Source : Cet article est partiellement ou en totalité issu de l’article de Christopher Tyerman, « Adela of Blois », dans Who’s Who in Early Medieval England, 1066-1272, Éd. Shepheard-Walwyn, 1996

Notes

[1] Les comtes d’Amiens dominaient l’Amiénois. Le comté d’Amiens exista de la fin du 11ème siècle à 1185, date à laquelle, il fut rétrocédé au roi Philippe Auguste par Adélaïde de Vermandois

[2] Avant 741 : à la division du royaume des Francs en comtés par Charles Martel, l’un des premiers comtes du Vexin fut Witram, un de ses antrustions, il administra aussi les régions du Pincerais et la Madrie.

[3] La première croisade s’est déroulée de 1096 à 1099 à la suite, entre autres, du refus intervenu en 1078 des Turcs Seldjoukides de laisser libre le passage aux pèlerins chrétiens vers Jérusalem. Cette croisade s’achève par la prise de Jérusalem et la création du royaume chrétien de Jérusalem.

[4] Le premier siège d’Antioche eut lieu du 21 octobre 1097 au 2 juin 1098. Le second siège lui succède lorsque les musulmans tentèrent de reprendre la ville aux croisés et dura du 7 juin au 28 juin 1098.

[5] Le 7 septembre 1101, 260 chevaliers et 900 fantassins du Royaume de Jérusalem, commandés par le roi Baudouin, mettent en déroute une armée fatimide dix fois supérieure en nombre tout en perdant eux-mêmes un tiers de leurs effectifs.

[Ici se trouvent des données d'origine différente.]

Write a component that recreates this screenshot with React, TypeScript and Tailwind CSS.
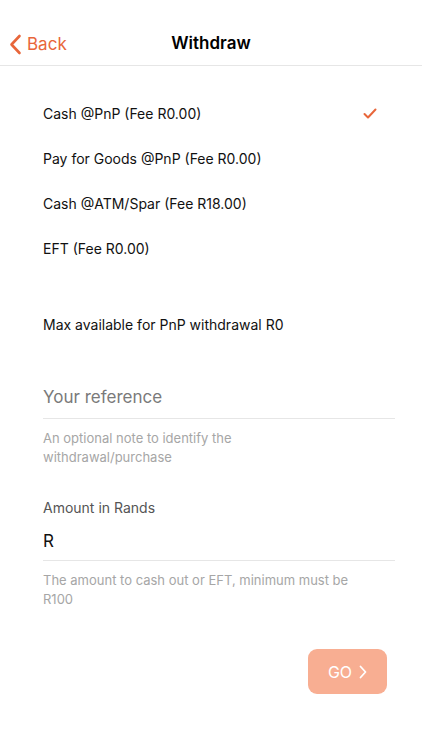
import { useState } from 'react'

const options = [
  'Cash @PnP (Fee R0.00)',
  'Pay for Goods @PnP (Fee R0.00)',
  'Cash @ATM/Spar (Fee R18.00)',
  'EFT (Fee R0.00)',
]

export default function App() {
  const [selected, setSelected] = useState(0)

  return (
    <div className="w-[422px] h-[750px] bg-white text-black" style={{ fontFamily: 'Inter, "Noto Sans", sans-serif' }}>
      {/* Header */}
      <div className="relative h-[66px] pt-[20px] border-b border-[#e6e6e6]">
        <div className="h-[45px] flex items-center justify-center">
          <button className="absolute left-[9px] top-[33px] flex items-center gap-[5px] text-[#e8663a]">
            <svg width="13" height="21" viewBox="0 0 13 21" fill="none">
              <path d="M10.5 2L2.5 10.5L10.5 19" stroke="#e8663a" strokeWidth="2.6" strokeLinecap="round" strokeLinejoin="round" />
            </svg>
            <span className="text-[17px] leading-[22px]">Back</span>
          </button>
          <h1 className="text-[17px] font-semibold leading-[22px]">Withdraw</h1>
        </div>
      </div>

      {/* Options */}
      <div className="pt-[25px] px-[43px]">
        {options.map((o, i) => (
          <div key={o} onClick={() => setSelected(i)} className="h-[45px] flex items-center justify-between cursor-pointer">
            <span className="text-[14px] text-[#111]">{o}</span>
            {selected === i && (
              <svg width="14" height="11" viewBox="0 0 14 11" fill="none" className="mr-[2px]">
                <path d="M1.5 6L5 9.5L12.5 1.5" stroke="#e8663a" strokeWidth="2" strokeLinecap="round" strokeLinejoin="round" />
              </svg>
            )}
          </div>
        ))}
      </div>

      <div className="px-[43px]">
        <p className="mt-[43px] text-[14px] leading-[22px] text-[#111]">Max available for PnP withdrawal R0</p>

        {/* Reference field */}
        <div className="mt-[40px] mr-[-16px] border-b border-[#e6e6e6] h-[43px] pt-[1px] flex items-center">
          <span className="text-[17px] text-[#7a7a7a]">Your reference</span>
        </div>
        <p className="mt-[10px] text-[13px] leading-[19px] text-[#a6a6a6] w-[250px]">
          An optional note to identify the withdrawal/purchase
        </p>

        {/* Amount field */}
        <p className="mt-[31px] text-[14px] leading-[20px] text-[#555]">Amount in Rands</p>
        <div className="mr-[-16px] border-b border-[#e6e6e6] h-[43px] pt-[6px] flex items-center">
          <span className="text-[17px] text-[#111]">R</span>
        </div>
        <p className="mt-[10px] text-[13px] leading-[19px] text-[#a6a6a6] w-[330px]">
          The amount to cash out or EFT, minimum must be R100
        </p>
      </div>

      <div className="flex justify-end pr-[35px] mt-[40px]">
        <button className="w-[79px] h-[45px] rounded-[9px] bg-[#f8ae92] flex items-center justify-center gap-[7px] text-white">
          <span className="text-[16px]">GO</span>
          <svg width="8" height="14" viewBox="0 0 8 14" fill="none">
            <path d="M1.5 1.5L6.5 7L1.5 12.5" stroke="white" strokeWidth="1.8" strokeLinecap="round" strokeLinejoin="round" />
          </svg>
        </button>
      </div>
    </div>
  )
}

[6] La querelle des Investitures est le conflit qui opposa la papauté et le Saint Empire romain germanique entre 1075 et 1122. Elle tire son nom de l’investiture des évêques. Au Moyen Âge, l’investiture est un acte par lequel une personne met une autre en possession d’une chose. Au 11ème siècle, les souverains estiment que le fait de confier à un évêque ou à un curé des biens matériels leur permet de choisir l’officiant et de lui accorder les investitures spirituelles. Cette mainmise du pouvoir temporel sur le pouvoir spirituel a comme conséquence une défaillance profonde du clergé, qui n’assure plus son rôle. La réforme grégorienne qui débute au milieu du 11ème siècle entend lutter contre les manquements du clergé à ses devoirs, ce qui incite le pape à vouloir le contrôler, au détriment du pouvoir politique. Les monarques du Saint Empire romain germanique, pour qui les évêques sont aussi des relais de l’autorité impériale, s’opposent alors à cette prétention. Après une lutte sans merci entre les empereurs et les papes, la querelle des Investitures aboutit à une victoire provisoire du spirituel sur le temporel.

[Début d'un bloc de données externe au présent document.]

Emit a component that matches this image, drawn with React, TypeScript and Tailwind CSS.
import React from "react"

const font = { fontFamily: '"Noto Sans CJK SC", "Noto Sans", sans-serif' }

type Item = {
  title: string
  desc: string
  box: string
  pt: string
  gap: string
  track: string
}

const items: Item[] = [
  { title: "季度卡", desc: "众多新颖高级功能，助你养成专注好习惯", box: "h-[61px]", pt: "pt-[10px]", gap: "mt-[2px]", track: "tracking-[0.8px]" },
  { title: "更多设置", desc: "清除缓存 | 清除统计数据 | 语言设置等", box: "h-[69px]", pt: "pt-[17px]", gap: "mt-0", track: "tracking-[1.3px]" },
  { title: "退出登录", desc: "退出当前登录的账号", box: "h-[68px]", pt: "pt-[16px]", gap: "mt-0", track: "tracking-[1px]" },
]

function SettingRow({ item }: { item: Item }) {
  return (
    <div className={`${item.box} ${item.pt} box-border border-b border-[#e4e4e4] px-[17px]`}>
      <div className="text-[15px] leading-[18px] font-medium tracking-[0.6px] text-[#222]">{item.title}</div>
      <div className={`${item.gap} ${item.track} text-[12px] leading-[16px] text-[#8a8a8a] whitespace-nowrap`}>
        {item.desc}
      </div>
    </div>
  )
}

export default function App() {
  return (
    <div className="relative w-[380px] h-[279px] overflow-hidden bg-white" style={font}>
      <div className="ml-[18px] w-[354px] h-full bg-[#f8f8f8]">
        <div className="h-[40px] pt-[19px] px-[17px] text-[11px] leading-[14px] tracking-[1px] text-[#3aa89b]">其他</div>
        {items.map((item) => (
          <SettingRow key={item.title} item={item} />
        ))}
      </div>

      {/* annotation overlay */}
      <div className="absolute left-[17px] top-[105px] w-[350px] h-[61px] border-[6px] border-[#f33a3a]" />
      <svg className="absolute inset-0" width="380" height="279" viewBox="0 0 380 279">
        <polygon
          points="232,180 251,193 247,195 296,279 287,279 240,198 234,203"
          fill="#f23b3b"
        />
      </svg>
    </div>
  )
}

[7] La réforme grégorienne est une politique menée durant le Moyen Âge sous l’impulsion de la papauté. Elle est accompagnée du chant grégorien et caractérisée par le contrôle des prêtres par un moine tous les mois. Si les historiens admettent que le pape Léon IX a commencé le redressement de l’Église, c’est pourtant le pape Grégoire VII qui a laissé son nom à la réforme. De plus, les efforts pour sortir l’Église catholique d’une crise généralisée depuis le 10ème siècle se poursuivent bien après le pontificat de Grégoire VII. Ainsi l’expression « réforme grégorienne » peut paraître impropre puisqu’elle ne s’est pas limitée à quelques années mais concerne au total près de trois siècles.

[8] Montmorency est une commune française, chef-lieu de canton du Val-d’Oise, située à environ 13 kilomètres au nord des portes de Paris, et 21 kilomètres par la route de l’aéroport Roissy Charles-de-Gaulle.

[9] Le prieuré de la Sainte Trinité de Marcigny-lès-Nonnains est le premier édifice religieux de moniales et moines bénédictins du 11ème siècle sur la commune de Marcigny dans le département de la Saône-et-Loire en Bourgogne dans le Brionnais. Il sera jusqu’à la Révolution, l’un des trois plus importants monastères de religieuses bénédictines.

[10] L’existence de l’évêché de Dol est attestée dès le 6ème siècle. La tradition donne saint Samson comme étant son fondateur. En 848, Nominoë, qui se fait couronner roi à Dol, y érige un siège archiépiscopal avec les évêchés de Saint-Pol-de-Léon, de Saint-Malo, de Saint-Brieuc et de Tréguier comme suffragants. Mais le siège de Dol ne fut jamais reconnu comme métropolitain par les archevêques de Tours, qui réussirent à le faire réduire au simple rang d’évêché par le pape Innocent III en 1209. Le 29 novembre 1801, l’évêché fut supprimé. Le territoire du diocèse fut rattaché aux diocèses de Saint-Brieuc et de Rennes.